Loss of Credibility: The Fed's independence from political influence is a cornerstone of its credibility. If a new chair is seen as being beholden to the President's wishes (e.g., to cut rates for political reasons), markets could lose trust in the Fed's commitment to its dual mandate of price stability and maximum employment. This loss of credibility could lead to increased volatility across stocks, bonds, and the dollar.
Policy Whiplash: A nominee who is significantly more hawkish (pro-rate hikes) or dovish (pro-rate cuts) than the current Fed could trigger abrupt shifts in interest rate expectations. This would disrupt long-term yield curves and create uncertainty for businesses and consumers.
2. Impact on Interest Rates and the Dollar
Rate Expectations: President Trump has been vocal in his desire for the Fed to cut interest rates. If a new chair is nominated who is perceived to be more aligned with this view, the market might price in more aggressive rate cuts. This could lead to a decrease in short-term interest rates.
Long-Term Yields: Paradoxically, if markets believe the new Fed chair is willing to sacrifice inflation control for growth, long-term Treasury yields (like the 10-year) could actually rise. This is because investors would demand a higher premium to hold long-term debt if they expect inflation to be higher in the future.
Weakening Dollar: Concerns about the Fed's independence have already caused the US dollar to weaken against other major currencies. If a new chair is nominated who is viewed as politically biased, this trend could accelerate. A weaker dollar can be a double-edged sword: it makes US exports cheaper but can also fuel inflation by making imports more expensive.
3. Effects on Equities and Other Assets
Sector Rotation: Rate-sensitive sectors like technology and consumer discretionary stocks could face pressure if the new chair signals a tighter monetary policy. Conversely, a dovish nominee could boost cyclical stocks.
"Fed Put" Erosion: The "Fed Put" is the market's reliance on the Fed to intervene and cushion market declines. If the Fed's independence is compromised, the market may no longer have confidence in this backstop, which could lead to more severe market downturns.

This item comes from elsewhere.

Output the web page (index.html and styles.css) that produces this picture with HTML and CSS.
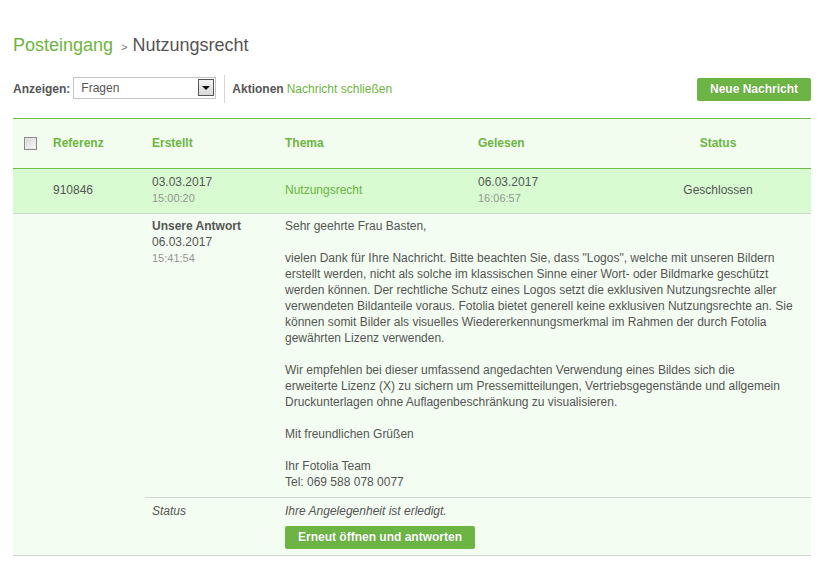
FILE: index.html
```html
<!DOCTYPE html>
<html lang="de">
<head>
<meta charset="utf-8">
<title>Nutzungsrecht</title>
<link rel="stylesheet" href="styles.css">
</head>
<body>
<div class="page">
  <h1 class="crumbs"><span class="crumb-link">Posteingang</span><span class="crumb-sep">&gt;</span><span class="crumb-current">Nutzungsrecht</span></h1>

  <div class="toolbar">
    <div class="tool-left">
      <span class="label">Anzeigen:</span>
      <div class="select">
        <span class="select-value">Fragen</span>
        <span class="select-btn"><span class="select-arrow"></span></span>
      </div>
      <span class="vsep"></span>
      <span class="label">Aktionen</span>
      <span class="link">Nachricht schließen</span>
    </div>
    <span class="btn">Neue Nachricht</span>
  </div>

  <table class="msgs">
    <colgroup>
      <col class="c1"><col class="c2"><col class="c3"><col class="c4"><col class="c5"><col class="c6">
    </colgroup>
    <thead>
      <tr class="head">
        <th class="chk-cell"><span class="chk"></span></th>
        <th>Referenz</th>
        <th>Erstellt</th>
        <th>Thema</th>
        <th>Gelesen</th>
        <th class="center">Status</th>
      </tr>
    </thead>
    <tbody>
      <tr class="row">
        <td></td>
        <td class="mid">910846</td>
        <td><div>03.03.2017</div><div class="time">15:00:20</div></td>
        <td class="mid link">Nutzungsrecht</td>
        <td><div>06.03.2017</div><div class="time">16:06:57</div></td>
        <td class="mid center">Geschlossen</td>
      </tr>
      <tr class="detail">
        <td colspan="2"></td>
        <td><div class="strong">Unsere Antwort</div><div>06.03.2017</div><div class="time">15:41:54</div></td>
        <td colspan="3" class="message">Sehr geehrte Frau Basten,<br>
<br>
vielen Dank für Ihre Nachricht. Bitte beachten Sie, dass "Logos", welche mit unseren Bildern<br>
erstellt werden, nicht als solche im klassischen Sinne einer Wort- oder Bildmarke geschützt<br>
werden können. Der rechtliche Schutz eines Logos setzt die exklusiven Nutzungsrechte aller<br>
verwendeten Bildanteile voraus. Fotolia bietet generell keine exklusiven Nutzungsrechte an. Sie<br>
können somit Bilder als visuelles Wiedererkennungsmerkmal im Rahmen der durch Fotolia<br>
gewährten Lizenz verwenden.<br>
<br>
Wir empfehlen bei dieser umfassend angedachten Verwendung eines Bildes sich die<br>
erweiterte Lizenz (X) zu sichern um Pressemitteilungen, Vertriebsgegenstände und allgemein<br>
Druckunterlagen ohne Auflagenbeschränkung zu visualisieren.<br>
<br>
Mit freundlichen Grüßen<br>
<br>
Ihr Fotolia Team<br>
Tel: 069 588 078 0077</td>
      </tr>
      <tr class="status-row">
        <td colspan="2" class="blank"></td>
        <td class="em">Status</td>
        <td colspan="3"><div class="em">Ihre Angelegenheit ist erledigt.</div><span class="btn btn-small">Erneut öffnen und antworten</span></td>
      </tr>
    </tbody>
  </table>
</div>
</body>
</html>
```

FILE: styles.css
```css
html, body {
  margin: 0;
  padding: 0;
  background: #ffffff;
}

body {
  font-family: "Liberation Sans", Arial, sans-serif;
  font-size: 12px;
  color: #555555;
}

.page {
  width: 798px;
  padding: 34px 19px 0 13px;
}

.crumbs {
  margin: 0;
  font-size: 18px;
  font-weight: normal;
  line-height: 22px;
  display: flex;
  align-items: baseline;
}

.crumb-link {
  color: #6db540;
}

.crumb-sep {
  font-size: 11px;
  color: #777777;
  margin: 0 5px 0 8px;
}

.crumb-current {
  color: #555555;
}

.toolbar {
  margin-top: 17px;
  height: 28px;
  display: flex;
  align-items: center;
  justify-content: space-between;
}

.tool-left {
  display: flex;
  align-items: center;
  height: 100%;
}

.label {
  font-weight: bold;
  color: #555555;
}

.link {
  color: #6db540;
}

.tool-left .link {
  margin-left: 3px;
}

.select {
  margin-left: 3px;
  width: 141px;
  height: 20px;
  border: 1px solid #c4c4c4;
  background: #ffffff;
  display: flex;
  align-items: center;
  justify-content: space-between;
  margin-top: -3px;
}

.select-value {
  padding-left: 7px;
  color: #555555;
}

.select-btn {
  width: 14px;
  height: 15px;
  margin-right: 1px;
  border: 1px solid #555555;
  background: linear-gradient(#f4f4f4, #d9d9d9);
  display: flex;
  align-items: center;
  justify-content: center;
}

.select-arrow {
  width: 0;
  height: 0;
  border-left: 4px solid transparent;
  border-right: 4px solid transparent;
  border-top: 4px solid #111111;
  margin-top: 1px;
}

.vsep {
  width: 1px;
  height: 28px;
  background: #d6d6d6;
  margin: 0 7px 0 8px;
}

.btn {
  display: inline-block;
  height: 23px;
  line-height: 23px;
  padding: 0 13px;
  background: #6cb545;
  color: #ffffff;
  font-weight: bold;
  border-radius: 2px;
  text-shadow: 0 0 1px rgba(40, 80, 20, 0.35);
  white-space: nowrap;
}

.toolbar .btn {
  margin-top: 1px;
}

.msgs {
  margin-top: 15px;
  width: 798px;
  border-collapse: collapse;
  table-layout: fixed;
}

col.c1 { width: 33px; }
col.c2 { width: 99px; }
col.c3 { width: 133px; }
col.c4 { width: 193px; }
col.c5 { width: 154px; }
col.c6 { width: 186px; }

.msgs th,
.msgs td {
  padding: 0 0 0 7px;
  text-align: left;
  line-height: 16px;
  vertical-align: top;
}

.head th {
  background: #f2fdf0;
  border-top: 1px solid #6fbd45;
  border-bottom: 1px solid #6fbd45;
  color: #6db540;
  font-weight: bold;
  padding-top: 16px;
  padding-bottom: 17px;
  vertical-align: middle;
}

.head th.chk-cell {
  padding-left: 11px;
}

.chk {
  display: block;
  width: 11px;
  height: 11px;
  border: 1px solid #8a8a8a;
  background: linear-gradient(135deg, #d4d4d4, #fbfbfb);
  box-shadow: inset 0 0 0 1px #e9e9e9;
}

.msgs .center {
  text-align: center;
  padding-right: 7px;
}

.row td {
  background: #d8fbd1;
  border-bottom: 1px solid #cfd8cd;
  padding-top: 5px;
  padding-bottom: 7px;
}

.row td.mid {
  vertical-align: middle;
}

.time {
  font-size: 11px;
  color: #959595;
}

.detail td {
  background: #f3fdf1;
  padding-top: 4px;
  padding-bottom: 7px;
}

.strong {
  font-weight: bold;
}

.message {
  white-space: nowrap;
}

.status-row td {
  background: #f3fdf1;
  border-top: 1px solid #d3d7d2;
  border-bottom: 1px solid #d3d7d2;
  padding-top: 5px;
  padding-bottom: 6px;
}

.status-row td.blank {
  border-top: none;
}

.em {
  font-style: italic;
}

.btn-small {
  margin-top: 7px;
}
```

Commodities: Gold and other commodities might rally if inflation expectations rise. This is because investors often see gold as a hedge against inflation.
Historical Precedents:
History shows that abrupt changes in Fed leadership often correlate with heightened market volatility. The market thrives on clarity and stability. When those are absent, investors become more cautious, and volatility increases. The mere possibility of a change in leadership can create market ripples, as seen in the recent reactions to reports that Trump is considering an early announcement.